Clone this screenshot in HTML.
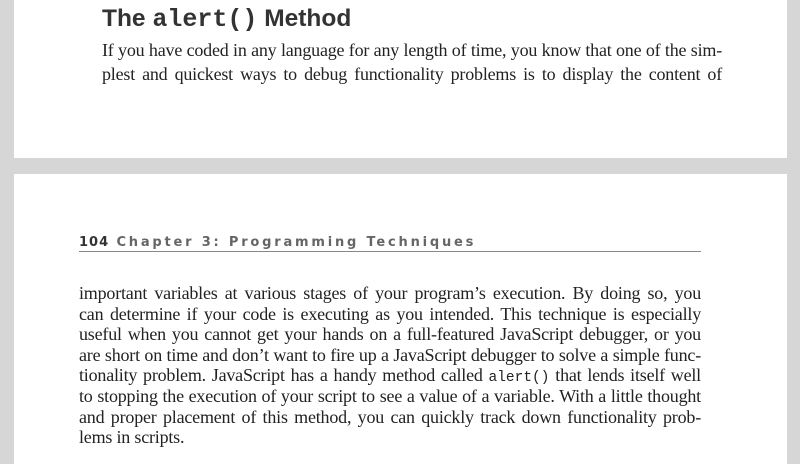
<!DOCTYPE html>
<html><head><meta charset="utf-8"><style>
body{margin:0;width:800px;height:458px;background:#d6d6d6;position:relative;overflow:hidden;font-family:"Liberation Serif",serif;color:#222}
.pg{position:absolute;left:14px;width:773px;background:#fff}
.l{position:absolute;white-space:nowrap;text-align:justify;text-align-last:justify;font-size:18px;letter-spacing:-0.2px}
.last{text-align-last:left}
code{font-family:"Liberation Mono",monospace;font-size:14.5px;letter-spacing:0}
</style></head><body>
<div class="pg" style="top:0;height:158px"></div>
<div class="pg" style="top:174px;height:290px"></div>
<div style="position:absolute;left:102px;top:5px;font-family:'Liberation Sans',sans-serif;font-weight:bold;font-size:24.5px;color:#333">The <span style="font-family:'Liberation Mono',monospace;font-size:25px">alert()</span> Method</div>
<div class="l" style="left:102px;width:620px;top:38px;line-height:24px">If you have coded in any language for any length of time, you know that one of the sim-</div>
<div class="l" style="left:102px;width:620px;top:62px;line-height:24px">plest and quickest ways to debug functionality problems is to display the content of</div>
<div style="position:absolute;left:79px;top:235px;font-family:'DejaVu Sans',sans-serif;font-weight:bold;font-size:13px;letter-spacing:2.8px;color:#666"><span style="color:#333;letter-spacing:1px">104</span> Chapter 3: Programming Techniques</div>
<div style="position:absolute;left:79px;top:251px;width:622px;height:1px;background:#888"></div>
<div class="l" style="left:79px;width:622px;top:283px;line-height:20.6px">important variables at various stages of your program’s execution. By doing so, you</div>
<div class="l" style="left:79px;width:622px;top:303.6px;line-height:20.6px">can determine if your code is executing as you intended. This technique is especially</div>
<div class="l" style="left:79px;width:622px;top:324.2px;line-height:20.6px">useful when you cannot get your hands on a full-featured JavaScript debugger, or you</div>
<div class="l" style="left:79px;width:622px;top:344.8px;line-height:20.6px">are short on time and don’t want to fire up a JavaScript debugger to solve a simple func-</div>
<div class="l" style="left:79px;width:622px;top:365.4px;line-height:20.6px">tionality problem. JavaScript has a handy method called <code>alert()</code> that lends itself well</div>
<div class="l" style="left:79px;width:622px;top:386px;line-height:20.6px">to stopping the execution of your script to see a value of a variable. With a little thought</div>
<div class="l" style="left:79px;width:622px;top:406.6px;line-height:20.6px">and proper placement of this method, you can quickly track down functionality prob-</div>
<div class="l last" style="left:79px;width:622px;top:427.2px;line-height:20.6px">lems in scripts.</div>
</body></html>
________
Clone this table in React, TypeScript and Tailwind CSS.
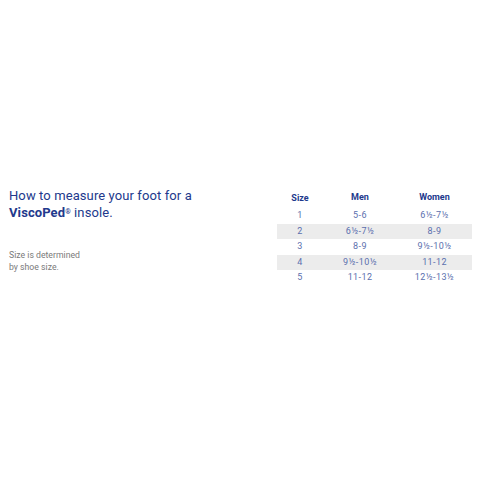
________
= Challenge =
Find every line above that contains the word "Clone", and return each one.

= Completed exercise =
Clone this screenshot in HTML.
Clone this table in React, TypeScript and Tailwind CSS.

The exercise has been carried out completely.